Pages as source code:
——————————

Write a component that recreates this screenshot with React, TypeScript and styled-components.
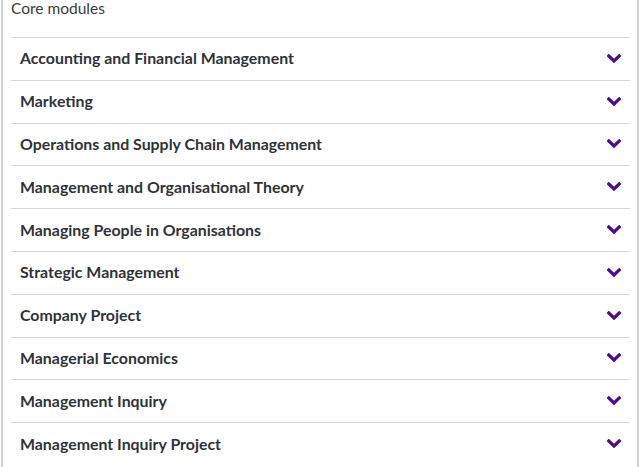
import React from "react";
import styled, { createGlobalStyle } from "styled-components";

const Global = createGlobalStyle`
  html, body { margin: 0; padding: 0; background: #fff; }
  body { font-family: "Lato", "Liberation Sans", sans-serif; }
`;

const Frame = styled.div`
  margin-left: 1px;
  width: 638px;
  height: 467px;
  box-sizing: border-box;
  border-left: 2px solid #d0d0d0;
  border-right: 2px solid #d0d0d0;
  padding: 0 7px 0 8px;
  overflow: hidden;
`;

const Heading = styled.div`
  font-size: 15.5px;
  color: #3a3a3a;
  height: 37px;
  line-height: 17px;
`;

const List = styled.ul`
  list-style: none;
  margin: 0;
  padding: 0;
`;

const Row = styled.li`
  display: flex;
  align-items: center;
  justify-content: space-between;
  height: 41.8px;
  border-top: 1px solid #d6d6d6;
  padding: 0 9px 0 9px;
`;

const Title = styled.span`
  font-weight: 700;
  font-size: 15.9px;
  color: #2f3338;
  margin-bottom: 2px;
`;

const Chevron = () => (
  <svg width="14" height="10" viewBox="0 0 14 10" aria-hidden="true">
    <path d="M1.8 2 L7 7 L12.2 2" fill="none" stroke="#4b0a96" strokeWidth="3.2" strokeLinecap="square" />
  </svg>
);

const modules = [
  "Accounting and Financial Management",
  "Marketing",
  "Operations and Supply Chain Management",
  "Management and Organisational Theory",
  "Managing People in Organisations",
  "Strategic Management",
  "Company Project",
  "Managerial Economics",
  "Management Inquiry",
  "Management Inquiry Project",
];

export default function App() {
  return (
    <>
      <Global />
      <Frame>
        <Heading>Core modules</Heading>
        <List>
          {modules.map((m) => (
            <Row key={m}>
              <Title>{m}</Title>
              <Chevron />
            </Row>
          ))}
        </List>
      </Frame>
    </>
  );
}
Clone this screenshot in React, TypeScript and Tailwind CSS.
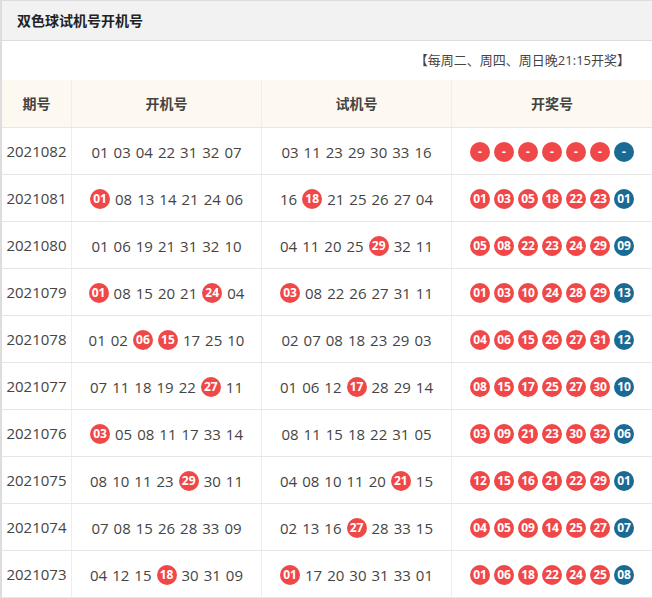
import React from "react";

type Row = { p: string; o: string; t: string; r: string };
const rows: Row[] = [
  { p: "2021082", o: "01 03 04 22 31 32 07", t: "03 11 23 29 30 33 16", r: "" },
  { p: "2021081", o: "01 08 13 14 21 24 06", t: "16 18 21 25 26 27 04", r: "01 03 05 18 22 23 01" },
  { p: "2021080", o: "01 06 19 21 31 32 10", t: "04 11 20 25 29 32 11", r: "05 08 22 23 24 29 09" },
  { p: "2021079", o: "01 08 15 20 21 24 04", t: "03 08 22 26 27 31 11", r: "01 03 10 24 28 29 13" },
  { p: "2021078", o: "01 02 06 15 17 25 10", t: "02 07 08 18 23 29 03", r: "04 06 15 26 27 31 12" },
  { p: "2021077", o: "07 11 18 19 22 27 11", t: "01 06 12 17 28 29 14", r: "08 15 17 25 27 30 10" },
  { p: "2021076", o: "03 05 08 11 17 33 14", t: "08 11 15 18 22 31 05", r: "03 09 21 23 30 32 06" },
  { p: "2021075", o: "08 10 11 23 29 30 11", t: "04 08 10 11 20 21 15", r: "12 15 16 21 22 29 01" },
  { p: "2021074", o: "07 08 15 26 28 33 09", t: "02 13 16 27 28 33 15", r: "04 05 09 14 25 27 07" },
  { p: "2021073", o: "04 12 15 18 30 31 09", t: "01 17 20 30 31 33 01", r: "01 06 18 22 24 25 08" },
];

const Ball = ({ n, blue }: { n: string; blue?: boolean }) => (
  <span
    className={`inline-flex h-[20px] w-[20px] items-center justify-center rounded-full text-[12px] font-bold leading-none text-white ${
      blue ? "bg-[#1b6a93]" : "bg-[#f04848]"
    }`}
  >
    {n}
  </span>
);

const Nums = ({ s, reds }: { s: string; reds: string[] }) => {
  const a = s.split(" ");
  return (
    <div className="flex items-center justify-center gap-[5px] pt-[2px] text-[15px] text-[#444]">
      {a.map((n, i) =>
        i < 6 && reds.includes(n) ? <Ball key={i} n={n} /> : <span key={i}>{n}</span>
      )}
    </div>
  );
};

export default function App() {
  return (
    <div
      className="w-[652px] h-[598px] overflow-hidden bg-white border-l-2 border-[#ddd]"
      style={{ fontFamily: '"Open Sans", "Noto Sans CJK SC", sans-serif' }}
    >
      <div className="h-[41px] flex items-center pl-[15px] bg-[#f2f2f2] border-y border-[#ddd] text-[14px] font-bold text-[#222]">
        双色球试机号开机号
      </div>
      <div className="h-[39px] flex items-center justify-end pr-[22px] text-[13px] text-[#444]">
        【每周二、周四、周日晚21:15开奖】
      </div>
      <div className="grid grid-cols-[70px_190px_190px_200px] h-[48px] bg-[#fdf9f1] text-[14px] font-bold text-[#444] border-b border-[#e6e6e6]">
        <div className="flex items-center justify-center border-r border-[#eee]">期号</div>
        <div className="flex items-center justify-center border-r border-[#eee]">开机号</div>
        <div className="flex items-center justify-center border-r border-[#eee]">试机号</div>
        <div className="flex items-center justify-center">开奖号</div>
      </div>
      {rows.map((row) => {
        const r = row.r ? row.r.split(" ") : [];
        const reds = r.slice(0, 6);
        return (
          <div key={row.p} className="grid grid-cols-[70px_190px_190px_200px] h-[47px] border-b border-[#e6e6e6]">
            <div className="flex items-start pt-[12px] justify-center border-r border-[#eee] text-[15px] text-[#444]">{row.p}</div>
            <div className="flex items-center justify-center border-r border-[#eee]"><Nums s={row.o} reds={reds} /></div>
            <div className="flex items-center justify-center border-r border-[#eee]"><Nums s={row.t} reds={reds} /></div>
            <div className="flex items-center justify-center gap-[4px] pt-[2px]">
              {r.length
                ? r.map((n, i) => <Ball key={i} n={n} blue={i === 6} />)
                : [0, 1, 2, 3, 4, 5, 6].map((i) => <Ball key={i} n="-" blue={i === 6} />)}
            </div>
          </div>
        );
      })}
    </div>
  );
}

——————————

Copy every record above exactly, leaving out any pictures.

Write a component that recreates this screenshot with React, TypeScript and styled-components.
import React from "react";
import styled, { createGlobalStyle } from "styled-components";

const Global = createGlobalStyle`
  html, body { margin: 0; padding: 0; background: #fff; }
  body { font-family: "Lato", "Liberation Sans", sans-serif; }
`;

const Frame = styled.div`
  margin-left: 1px;
  width: 638px;
  height: 467px;
  box-sizing: border-box;
  border-left: 2px solid #d0d0d0;
  border-right: 2px solid #d0d0d0;
  padding: 0 7px 0 8px;
  overflow: hidden;
`;

const Heading = styled.div`
  font-size: 15.5px;
  color: #3a3a3a;
  height: 37px;
  line-height: 17px;
`;

const List = styled.ul`
  list-style: none;
  margin: 0;
  padding: 0;
`;

const Row = styled.li`
  display: flex;
  align-items: center;
  justify-content: space-between;
  height: 41.8px;
  border-top: 1px solid #d6d6d6;
  padding: 0 9px 0 9px;
`;

const Title = styled.span`
  font-weight: 700;
  font-size: 15.9px;
  color: #2f3338;
  margin-bottom: 2px;
`;

const Chevron = () => (
  <svg width="14" height="10" viewBox="0 0 14 10" aria-hidden="true">
    <path d="M1.8 2 L7 7 L12.2 2" fill="none" stroke="#4b0a96" strokeWidth="3.2" strokeLinecap="square" />
  </svg>
);

const modules = [
  "Accounting and Financial Management",
  "Marketing",
  "Operations and Supply Chain Management",
  "Management and Organisational Theory",
  "Managing People in Organisations",
  "Strategic Management",
  "Company Project",
  "Managerial Economics",
  "Management Inquiry",
  "Management Inquiry Project",
];

export default function App() {
  return (
    <>
      <Global />
      <Frame>
        <Heading>Core modules</Heading>
        <List>
          {modules.map((m) => (
            <Row key={m}>
              <Title>{m}</Title>
              <Chevron />
            </Row>
          ))}
        </List>
      </Frame>
    </>
  );
}
Clone this screenshot in React, TypeScript and Tailwind CSS.
import React from "react";

type Row = { p: string; o: string; t: string; r: string };
const rows: Row[] = [
  { p: "2021082", o: "01 03 04 22 31 32 07", t: "03 11 23 29 30 33 16", r: "" },
  { p: "2021081", o: "01 08 13 14 21 24 06", t: "16 18 21 25 26 27 04", r: "01 03 05 18 22 23 01" },
  { p: "2021080", o: "01 06 19 21 31 32 10", t: "04 11 20 25 29 32 11", r: "05 08 22 23 24 29 09" },
  { p: "2021079", o: "01 08 15 20 21 24 04", t: "03 08 22 26 27 31 11", r: "01 03 10 24 28 29 13" },
  { p: "2021078", o: "01 02 06 15 17 25 10", t: "02 07 08 18 23 29 03", r: "04 06 15 26 27 31 12" },
  { p: "2021077", o: "07 11 18 19 22 27 11", t: "01 06 12 17 28 29 14", r: "08 15 17 25 27 30 10" },
  { p: "2021076", o: "03 05 08 11 17 33 14", t: "08 11 15 18 22 31 05", r: "03 09 21 23 30 32 06" },
  { p: "2021075", o: "08 10 11 23 29 30 11", t: "04 08 10 11 20 21 15", r: "12 15 16 21 22 29 01" },
  { p: "2021074", o: "07 08 15 26 28 33 09", t: "02 13 16 27 28 33 15", r: "04 05 09 14 25 27 07" },
  { p: "2021073", o: "04 12 15 18 30 31 09", t: "01 17 20 30 31 33 01", r: "01 06 18 22 24 25 08" },
];

const Ball = ({ n, blue }: { n: string; blue?: boolean }) => (
  <span
    className={`inline-flex h-[20px] w-[20px] items-center justify-center rounded-full text-[12px] font-bold leading-none text-white ${
      blue ? "bg-[#1b6a93]" : "bg-[#f04848]"
    }`}
  >
    {n}
  </span>
);

const Nums = ({ s, reds }: { s: string; reds: string[] }) => {
  const a = s.split(" ");
  return (
    <div className="flex items-center justify-center gap-[5px] pt-[2px] text-[15px] text-[#444]">
      {a.map((n, i) =>
        i < 6 && reds.includes(n) ? <Ball key={i} n={n} /> : <span key={i}>{n}</span>
      )}
    </div>
  );
};

export default function App() {
  return (
    <div
      className="w-[652px] h-[598px] overflow-hidden bg-white border-l-2 border-[#ddd]"
      style={{ fontFamily: '"Open Sans", "Noto Sans CJK SC", sans-serif' }}
    >
      <div className="h-[41px] flex items-center pl-[15px] bg-[#f2f2f2] border-y border-[#ddd] text-[14px] font-bold text-[#222]">
        双色球试机号开机号
      </div>
      <div className="h-[39px] flex items-center justify-end pr-[22px] text-[13px] text-[#444]">
        【每周二、周四、周日晚21:15开奖】
      </div>
      <div className="grid grid-cols-[70px_190px_190px_200px] h-[48px] bg-[#fdf9f1] text-[14px] font-bold text-[#444] border-b border-[#e6e6e6]">
        <div className="flex items-center justify-center border-r border-[#eee]">期号</div>
        <div className="flex items-center justify-center border-r border-[#eee]">开机号</div>
        <div className="flex items-center justify-center border-r border-[#eee]">试机号</div>
        <div className="flex items-center justify-center">开奖号</div>
      </div>
      {rows.map((row) => {
        const r = row.r ? row.r.split(" ") : [];
        const reds = r.slice(0, 6);
        return (
          <div key={row.p} className="grid grid-cols-[70px_190px_190px_200px] h-[47px] border-b border-[#e6e6e6]">
            <div className="flex items-start pt-[12px] justify-center border-r border-[#eee] text-[15px] text-[#444]">{row.p}</div>
            <div className="flex items-center justify-center border-r border-[#eee]"><Nums s={row.o} reds={reds} /></div>
            <div className="flex items-center justify-center border-r border-[#eee]"><Nums s={row.t} reds={reds} /></div>
            <div className="flex items-center justify-center gap-[4px] pt-[2px]">
              {r.length
                ? r.map((n, i) => <Ball key={i} n={n} blue={i === 6} />)
                : [0, 1, 2, 3, 4, 5, 6].map((i) => <Ball key={i} n="-" blue={i === 6} />)}
            </div>
          </div>
        );
      })}
    </div>
  );
}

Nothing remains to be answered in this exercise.